Requirement:
Exact reproduction of the data is required, with images excluded.

>>>

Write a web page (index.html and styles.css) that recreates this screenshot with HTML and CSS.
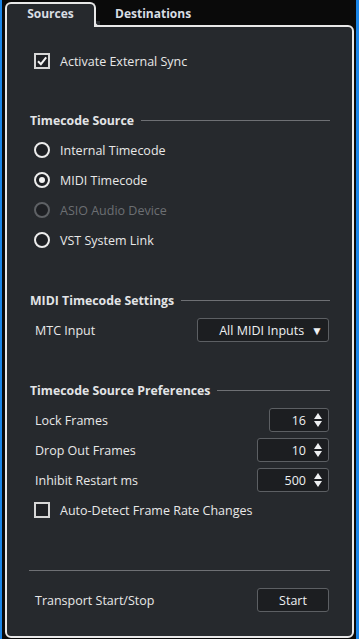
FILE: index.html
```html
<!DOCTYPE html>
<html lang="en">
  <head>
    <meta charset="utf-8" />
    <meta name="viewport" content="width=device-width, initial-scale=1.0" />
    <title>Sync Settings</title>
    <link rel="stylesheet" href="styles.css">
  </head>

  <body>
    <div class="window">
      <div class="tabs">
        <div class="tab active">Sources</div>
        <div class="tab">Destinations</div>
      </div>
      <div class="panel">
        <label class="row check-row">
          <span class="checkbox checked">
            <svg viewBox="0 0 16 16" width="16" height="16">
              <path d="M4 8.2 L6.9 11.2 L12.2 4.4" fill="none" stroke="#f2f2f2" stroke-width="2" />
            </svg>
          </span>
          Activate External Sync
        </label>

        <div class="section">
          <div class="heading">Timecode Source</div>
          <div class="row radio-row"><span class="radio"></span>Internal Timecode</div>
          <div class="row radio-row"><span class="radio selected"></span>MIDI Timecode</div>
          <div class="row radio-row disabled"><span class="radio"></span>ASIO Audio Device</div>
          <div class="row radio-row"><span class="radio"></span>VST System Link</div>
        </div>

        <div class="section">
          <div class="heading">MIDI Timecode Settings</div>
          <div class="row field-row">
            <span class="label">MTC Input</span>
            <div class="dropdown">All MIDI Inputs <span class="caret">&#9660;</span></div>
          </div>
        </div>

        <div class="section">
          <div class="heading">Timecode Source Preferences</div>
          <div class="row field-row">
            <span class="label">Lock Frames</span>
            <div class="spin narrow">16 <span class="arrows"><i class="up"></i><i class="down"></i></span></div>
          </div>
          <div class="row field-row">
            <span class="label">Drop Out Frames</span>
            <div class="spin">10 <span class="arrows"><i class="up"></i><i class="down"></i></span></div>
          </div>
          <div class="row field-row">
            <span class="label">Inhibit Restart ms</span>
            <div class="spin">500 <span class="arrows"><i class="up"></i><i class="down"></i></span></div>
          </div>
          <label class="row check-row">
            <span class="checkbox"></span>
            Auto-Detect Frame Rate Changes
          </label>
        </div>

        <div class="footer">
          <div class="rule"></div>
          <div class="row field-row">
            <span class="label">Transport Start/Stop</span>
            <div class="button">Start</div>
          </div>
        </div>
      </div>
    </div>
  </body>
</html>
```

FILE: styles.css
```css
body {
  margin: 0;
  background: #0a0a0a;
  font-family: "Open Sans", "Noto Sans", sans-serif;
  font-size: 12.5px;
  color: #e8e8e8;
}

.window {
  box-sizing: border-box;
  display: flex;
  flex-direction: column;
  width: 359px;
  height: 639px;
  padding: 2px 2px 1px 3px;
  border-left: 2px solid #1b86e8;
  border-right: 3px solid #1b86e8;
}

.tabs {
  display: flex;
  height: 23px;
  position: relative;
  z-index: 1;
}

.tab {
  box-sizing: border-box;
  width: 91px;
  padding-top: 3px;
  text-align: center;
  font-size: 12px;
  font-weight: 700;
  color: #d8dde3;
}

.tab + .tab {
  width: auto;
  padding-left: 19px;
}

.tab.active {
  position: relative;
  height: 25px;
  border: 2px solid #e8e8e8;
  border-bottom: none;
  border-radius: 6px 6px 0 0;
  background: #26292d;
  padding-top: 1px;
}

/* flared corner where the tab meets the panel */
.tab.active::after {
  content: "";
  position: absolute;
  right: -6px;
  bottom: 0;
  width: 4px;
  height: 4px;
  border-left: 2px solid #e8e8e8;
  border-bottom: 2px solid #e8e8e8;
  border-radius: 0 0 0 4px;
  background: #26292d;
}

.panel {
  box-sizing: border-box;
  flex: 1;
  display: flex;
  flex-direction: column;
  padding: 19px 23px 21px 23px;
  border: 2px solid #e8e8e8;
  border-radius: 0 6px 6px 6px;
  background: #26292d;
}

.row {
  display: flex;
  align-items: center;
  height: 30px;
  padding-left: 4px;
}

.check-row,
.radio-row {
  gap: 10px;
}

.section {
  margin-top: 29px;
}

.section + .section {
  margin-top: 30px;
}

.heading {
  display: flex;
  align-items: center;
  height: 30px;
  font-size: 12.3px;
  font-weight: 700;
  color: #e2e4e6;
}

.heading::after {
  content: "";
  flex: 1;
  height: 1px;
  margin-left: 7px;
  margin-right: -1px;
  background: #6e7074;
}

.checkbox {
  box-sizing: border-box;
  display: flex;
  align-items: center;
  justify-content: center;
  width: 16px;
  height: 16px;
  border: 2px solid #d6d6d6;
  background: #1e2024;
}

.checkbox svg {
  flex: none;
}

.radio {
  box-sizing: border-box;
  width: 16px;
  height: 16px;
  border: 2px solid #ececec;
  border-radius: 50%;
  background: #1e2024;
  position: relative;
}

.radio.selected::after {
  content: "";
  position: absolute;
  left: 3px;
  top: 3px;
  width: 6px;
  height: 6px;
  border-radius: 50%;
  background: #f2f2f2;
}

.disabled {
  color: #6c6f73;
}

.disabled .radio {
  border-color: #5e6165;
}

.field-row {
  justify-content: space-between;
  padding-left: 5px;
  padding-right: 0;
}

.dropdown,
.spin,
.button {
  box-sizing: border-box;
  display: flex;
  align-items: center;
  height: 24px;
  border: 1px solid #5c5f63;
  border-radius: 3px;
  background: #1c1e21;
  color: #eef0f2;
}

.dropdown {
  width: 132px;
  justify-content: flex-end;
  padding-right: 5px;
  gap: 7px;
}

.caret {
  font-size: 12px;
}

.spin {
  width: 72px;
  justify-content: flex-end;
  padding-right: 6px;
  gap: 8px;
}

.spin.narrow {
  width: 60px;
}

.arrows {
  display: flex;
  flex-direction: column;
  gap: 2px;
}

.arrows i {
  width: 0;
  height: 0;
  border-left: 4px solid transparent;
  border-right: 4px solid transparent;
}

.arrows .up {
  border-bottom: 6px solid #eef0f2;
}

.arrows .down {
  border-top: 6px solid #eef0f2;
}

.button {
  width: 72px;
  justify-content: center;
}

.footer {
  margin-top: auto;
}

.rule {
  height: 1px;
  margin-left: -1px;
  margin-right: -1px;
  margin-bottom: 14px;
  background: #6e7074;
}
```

<<<

Result of this task:
Write a web page (index.html and styles.css) that recreates this screenshot with HTML and CSS.
FILE: index.html
```html
<!DOCTYPE html>
<html lang="en">
  <head>
    <meta charset="utf-8" />
    <meta name="viewport" content="width=device-width, initial-scale=1.0" />
    <title>Sync Settings</title>
    <link rel="stylesheet" href="styles.css">
  </head>

  <body>
    <div class="window">
      <div class="tabs">
        <div class="tab active">Sources</div>
        <div class="tab">Destinations</div>
      </div>
      <div class="panel">
        <label class="row check-row">
          <span class="checkbox checked">
            <svg viewBox="0 0 16 16" width="16" height="16">
              <path d="M4 8.2 L6.9 11.2 L12.2 4.4" fill="none" stroke="#f2f2f2" stroke-width="2" />
            </svg>
          </span>
          Activate External Sync
        </label>

        <div class="section">
          <div class="heading">Timecode Source</div>
          <div class="row radio-row"><span class="radio"></span>Internal Timecode</div>
          <div class="row radio-row"><span class="radio selected"></span>MIDI Timecode</div>
          <div class="row radio-row disabled"><span class="radio"></span>ASIO Audio Device</div>
          <div class="row radio-row"><span class="radio"></span>VST System Link</div>
        </div>

        <div class="section">
          <div class="heading">MIDI Timecode Settings</div>
          <div class="row field-row">
            <span class="label">MTC Input</span>
            <div class="dropdown">All MIDI Inputs <span class="caret">&#9660;</span></div>
          </div>
        </div>

        <div class="section">
          <div class="heading">Timecode Source Preferences</div>
          <div class="row field-row">
            <span class="label">Lock Frames</span>
            <div class="spin narrow">16 <span class="arrows"><i class="up"></i><i class="down"></i></span></div>
          </div>
          <div class="row field-row">
            <span class="label">Drop Out Frames</span>
            <div class="spin">10 <span class="arrows"><i class="up"></i><i class="down"></i></span></div>
          </div>
          <div class="row field-row">
            <span class="label">Inhibit Restart ms</span>
            <div class="spin">500 <span class="arrows"><i class="up"></i><i class="down"></i></span></div>
          </div>
          <label class="row check-row">
            <span class="checkbox"></span>
            Auto-Detect Frame Rate Changes
          </label>
        </div>

        <div class="footer">
          <div class="rule"></div>
          <div class="row field-row">
            <span class="label">Transport Start/Stop</span>
            <div class="button">Start</div>
          </div>
        </div>
      </div>
    </div>
  </body>
</html>
```

FILE: styles.css
```css
body {
  margin: 0;
  background: #0a0a0a;
  font-family: "Open Sans", "Noto Sans", sans-serif;
  font-size: 12.5px;
  color: #e8e8e8;
}

.window {
  box-sizing: border-box;
  display: flex;
  flex-direction: column;
  width: 359px;
  height: 639px;
  padding: 2px 2px 1px 3px;
  border-left: 2px solid #1b86e8;
  border-right: 3px solid #1b86e8;
}

.tabs {
  display: flex;
  height: 23px;
  position: relative;
  z-index: 1;
}

.tab {
  box-sizing: border-box;
  width: 91px;
  padding-top: 3px;
  text-align: center;
  font-size: 12px;
  font-weight: 700;
  color: #d8dde3;
}

.tab + .tab {
  width: auto;
  padding-left: 19px;
}

.tab.active {
  position: relative;
  height: 25px;
  border: 2px solid #e8e8e8;
  border-bottom: none;
  border-radius: 6px 6px 0 0;
  background: #26292d;
  padding-top: 1px;
}

/* flared corner where the tab meets the panel */
.tab.active::after {
  content: "";
  position: absolute;
  right: -6px;
  bottom: 0;
  width: 4px;
  height: 4px;
  border-left: 2px solid #e8e8e8;
  border-bottom: 2px solid #e8e8e8;
  border-radius: 0 0 0 4px;
  background: #26292d;
}

.panel {
  box-sizing: border-box;
  flex: 1;
  display: flex;
  flex-direction: column;
  padding: 19px 23px 21px 23px;
  border: 2px solid #e8e8e8;
  border-radius: 0 6px 6px 6px;
  background: #26292d;
}

.row {
  display: flex;
  align-items: center;
  height: 30px;
  padding-left: 4px;
}

.check-row,
.radio-row {
  gap: 10px;
}

.section {
  margin-top: 29px;
}

.section + .section {
  margin-top: 30px;
}

.heading {
  display: flex;
  align-items: center;
  height: 30px;
  font-size: 12.3px;
  font-weight: 700;
  color: #e2e4e6;
}

.heading::after {
  content: "";
  flex: 1;
  height: 1px;
  margin-left: 7px;
  margin-right: -1px;
  background: #6e7074;
}

.checkbox {
  box-sizing: border-box;
  display: flex;
  align-items: center;
  justify-content: center;
  width: 16px;
  height: 16px;
  border: 2px solid #d6d6d6;
  background: #1e2024;
}

.checkbox svg {
  flex: none;
}

.radio {
  box-sizing: border-box;
  width: 16px;
  height: 16px;
  border: 2px solid #ececec;
  border-radius: 50%;
  background: #1e2024;
  position: relative;
}

.radio.selected::after {
  content: "";
  position: absolute;
  left: 3px;
  top: 3px;
  width: 6px;
  height: 6px;
  border-radius: 50%;
  background: #f2f2f2;
}

.disabled {
  color: #6c6f73;
}

.disabled .radio {
  border-color: #5e6165;
}

.field-row {
  justify-content: space-between;
  padding-left: 5px;
  padding-right: 0;
}

.dropdown,
.spin,
.button {
  box-sizing: border-box;
  display: flex;
  align-items: center;
  height: 24px;
  border: 1px solid #5c5f63;
  border-radius: 3px;
  background: #1c1e21;
  color: #eef0f2;
}

.dropdown {
  width: 132px;
  justify-content: flex-end;
  padding-right: 5px;
  gap: 7px;
}

.caret {
  font-size: 12px;
}

.spin {
  width: 72px;
  justify-content: flex-end;
  padding-right: 6px;
  gap: 8px;
}

.spin.narrow {
  width: 60px;
}

.arrows {
  display: flex;
  flex-direction: column;
  gap: 2px;
}

.arrows i {
  width: 0;
  height: 0;
  border-left: 4px solid transparent;
  border-right: 4px solid transparent;
}

.arrows .up {
  border-bottom: 6px solid #eef0f2;
}

.arrows .down {
  border-top: 6px solid #eef0f2;
}

.button {
  width: 72px;
  justify-content: center;
}

.footer {
  margin-top: auto;
}

.rule {
  height: 1px;
  margin-left: -1px;
  margin-right: -1px;
  margin-bottom: 14px;
  background: #6e7074;
}
```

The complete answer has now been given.